Write out the entire listing below exactly, with the pictures left out.

[INFORMATION SHOWN start]

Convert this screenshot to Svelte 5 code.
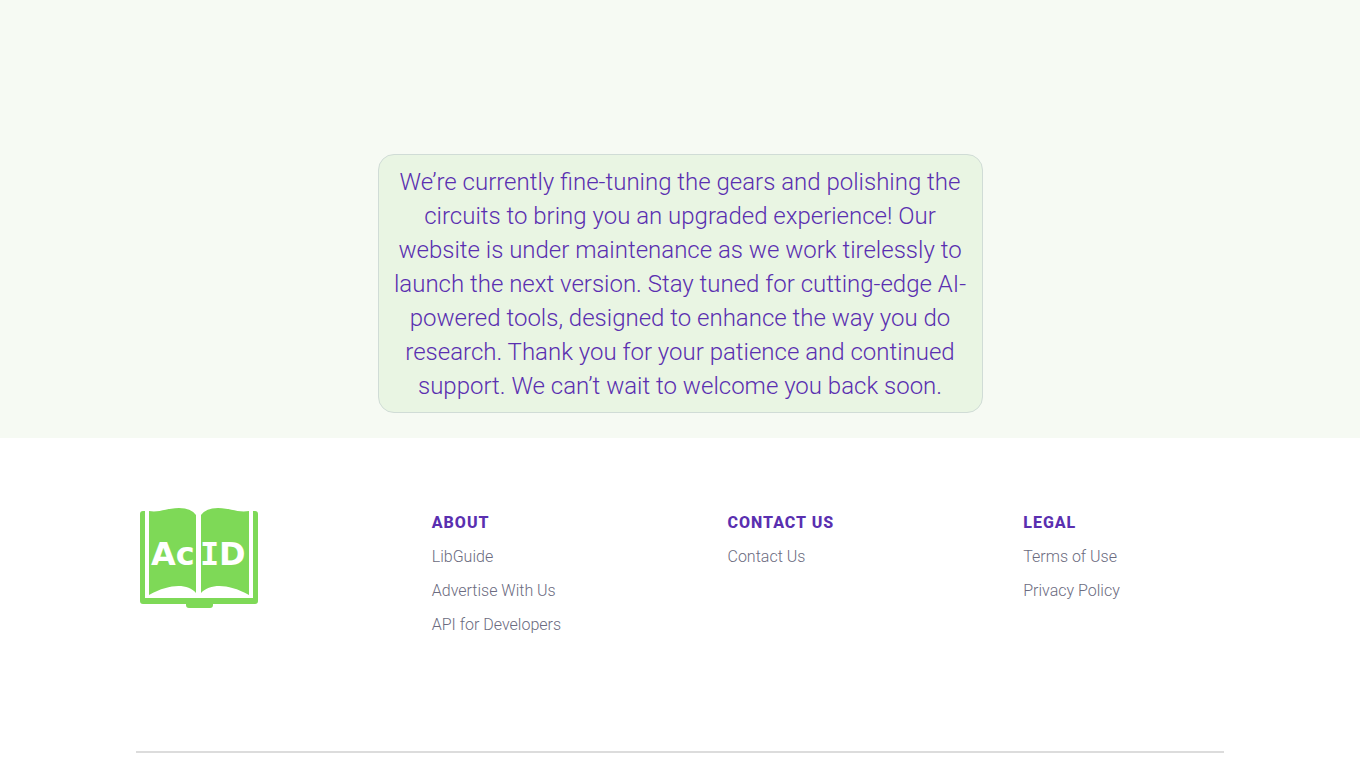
<script>
  const columns = [
    {
      title: 'About',
      links: [
        { label: 'LibGuide', href: '#libguide' },
        { label: 'Advertise With Us', href: '#advertise' },
        { label: 'API for Developers', href: '#api' }
      ]
    },
    {
      title: 'Contact Us',
      links: [{ label: 'Contact Us', href: '#contact' }]
    },
    {
      title: 'Legal',
      links: [
        { label: 'Terms of Use', href: '#terms' },
        { label: 'Privacy Policy', href: '#privacy' }
      ]
    }
  ]
</script>

<main class="hero">
  <p class="notice">
    We’re currently fine-tuning the gears and polishing the circuits to bring you an upgraded
    experience! Our website is under maintenance as we work tirelessly to launch the next version.
    Stay tuned for cutting-edge AI-powered tools, designed to enhance the way you do research. Thank
    you for your patience and continued support. We can’t wait to welcome you back soon.
  </p>
</main>

<footer class="footer">
  <div class="footer-grid">
    <a class="logo" href="#home" aria-label="AcID home">
      <svg viewBox="0 0 126 108" width="126" height="108">
        <g fill="#7ed957">
          <path d="M7 9h2v87h108V9h2q3 0 3 3v87q0 3-3 3H77v1q0 3-3 3H53q-3 0-3-3v-1H7q-3 0-3-3V12q0-3 3-3z" />
          <path d="M13 9C23 11 31 6 43 6Q55 6 60 13V91C52 82 35 81 13 93z" />
          <path d="M65 13Q70 6 82 6C94 6 102 11 113 9V93C91 81 74 82 65 91z" />
        </g>
        <g class="logo-text" fill="#fff">
          <text x="15" y="63">Ac</text>
          <text class="slab" x="64" y="63">I</text>
          <text x="83" y="63">D</text>
        </g>
      </svg>
    </a>

    {#each columns as column}
      <nav class="column" aria-label={column.title}>
        <h2>{column.title}</h2>
        <ul>
          {#each column.links as link}
            <li><a href={link.href}>{link.label}</a></li>
          {/each}
        </ul>
      </nav>
    {/each}
  </div>
  <hr />
</footer>

<style>
  :global(body) {
    background: #fff;
    font-family: Roboto, 'Liberation Sans', sans-serif;
    font-weight: 300;
  }

  .hero {
    display: flex;
    justify-content: center;
    padding: 154px 24px 25px;
    background: #f6faf3;
  }

  .notice {
    box-sizing: border-box;
    max-width: 605px;
    margin: 0;
    padding: 10px 12px 9px;
    border: 1px solid #d0dcd6;
    border-radius: 16px;
    background: #e9f5e3;
    color: #5a2fb0;
    font-size: 24px;
    line-height: 34px;
    text-align: center;
  }

  .footer {
    width: 80%;
    margin: 0 auto;
    padding-top: 64px;
  }

  .footer-grid {
    display: grid;
    grid-template-columns: repeat(4, 1fr);
    gap: 95px;
    min-height: 249px;
  }

  .logo svg {
    display: block;
  }

  .logo-text {
    font-family: 'DejaVu Sans', Verdana, sans-serif;
    font-size: 32px;
    font-weight: 700;
  }

  .slab {
    font-family: 'DejaVu Sans Mono', monospace;
  }

  .column {
    padding-top: 4px;
  }

  h2 {
    margin: 0;
    color: #5a2fb0;
    font-size: 16px;
    font-weight: 800;
    line-height: 34px;
    letter-spacing: 1px;
    text-transform: uppercase;
  }

  ul {
    margin: 0;
    padding: 0;
    list-style: none;
  }

  li {
    line-height: 34px;
  }

  .column a {
    color: #6b6b80;
    font-size: 16px;
    text-decoration: none;
    white-space: nowrap;
  }

  .column a:hover {
    color: #5a2fb0;
  }

  hr {
    height: 2px;
    margin: 0 0 11px;
    border: 0;
    background: #dcdcdc;
  }
</style>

[INFORMATION SHOWN end]

SOLUTION TO THIS PROBLEM –
Convert this screenshot to Svelte 5 code.
<script>
  const columns = [
    {
      title: 'About',
      links: [
        { label: 'LibGuide', href: '#libguide' },
        { label: 'Advertise With Us', href: '#advertise' },
        { label: 'API for Developers', href: '#api' }
      ]
    },
    {
      title: 'Contact Us',
      links: [{ label: 'Contact Us', href: '#contact' }]
    },
    {
      title: 'Legal',
      links: [
        { label: 'Terms of Use', href: '#terms' },
        { label: 'Privacy Policy', href: '#privacy' }
      ]
    }
  ]
</script>

<main class="hero">
  <p class="notice">
    We’re currently fine-tuning the gears and polishing the circuits to bring you an upgraded
    experience! Our website is under maintenance as we work tirelessly to launch the next version.
    Stay tuned for cutting-edge AI-powered tools, designed to enhance the way you do research. Thank
    you for your patience and continued support. We can’t wait to welcome you back soon.
  </p>
</main>

<footer class="footer">
  <div class="footer-grid">
    <a class="logo" href="#home" aria-label="AcID home">
      <svg viewBox="0 0 126 108" width="126" height="108">
        <g fill="#7ed957">
          <path d="M7 9h2v87h108V9h2q3 0 3 3v87q0 3-3 3H77v1q0 3-3 3H53q-3 0-3-3v-1H7q-3 0-3-3V12q0-3 3-3z" />
          <path d="M13 9C23 11 31 6 43 6Q55 6 60 13V91C52 82 35 81 13 93z" />
          <path d="M65 13Q70 6 82 6C94 6 102 11 113 9V93C91 81 74 82 65 91z" />
        </g>
        <g class="logo-text" fill="#fff">
          <text x="15" y="63">Ac</text>
          <text class="slab" x="64" y="63">I</text>
          <text x="83" y="63">D</text>
        </g>
      </svg>
    </a>

    {#each columns as column}
      <nav class="column" aria-label={column.title}>
        <h2>{column.title}</h2>
        <ul>
          {#each column.links as link}
            <li><a href={link.href}>{link.label}</a></li>
          {/each}
        </ul>
      </nav>
    {/each}
  </div>
  <hr />
</footer>

<style>
  :global(body) {
    background: #fff;
    font-family: Roboto, 'Liberation Sans', sans-serif;
    font-weight: 300;
  }

  .hero {
    display: flex;
    justify-content: center;
    padding: 154px 24px 25px;
    background: #f6faf3;
  }

  .notice {
    box-sizing: border-box;
    max-width: 605px;
    margin: 0;
    padding: 10px 12px 9px;
    border: 1px solid #d0dcd6;
    border-radius: 16px;
    background: #e9f5e3;
    color: #5a2fb0;
    font-size: 24px;
    line-height: 34px;
    text-align: center;
  }

  .footer {
    width: 80%;
    margin: 0 auto;
    padding-top: 64px;
  }

  .footer-grid {
    display: grid;
    grid-template-columns: repeat(4, 1fr);
    gap: 95px;
    min-height: 249px;
  }

  .logo svg {
    display: block;
  }

  .logo-text {
    font-family: 'DejaVu Sans', Verdana, sans-serif;
    font-size: 32px;
    font-weight: 700;
  }

  .slab {
    font-family: 'DejaVu Sans Mono', monospace;
  }

  .column {
    padding-top: 4px;
  }

  h2 {
    margin: 0;
    color: #5a2fb0;
    font-size: 16px;
    font-weight: 800;
    line-height: 34px;
    letter-spacing: 1px;
    text-transform: uppercase;
  }

  ul {
    margin: 0;
    padding: 0;
    list-style: none;
  }

  li {
    line-height: 34px;
  }

  .column a {
    color: #6b6b80;
    font-size: 16px;
    text-decoration: none;
    white-space: nowrap;
  }

  .column a:hover {
    color: #5a2fb0;
  }

  hr {
    height: 2px;
    margin: 0 0 11px;
    border: 0;
    background: #dcdcdc;
  }
</style>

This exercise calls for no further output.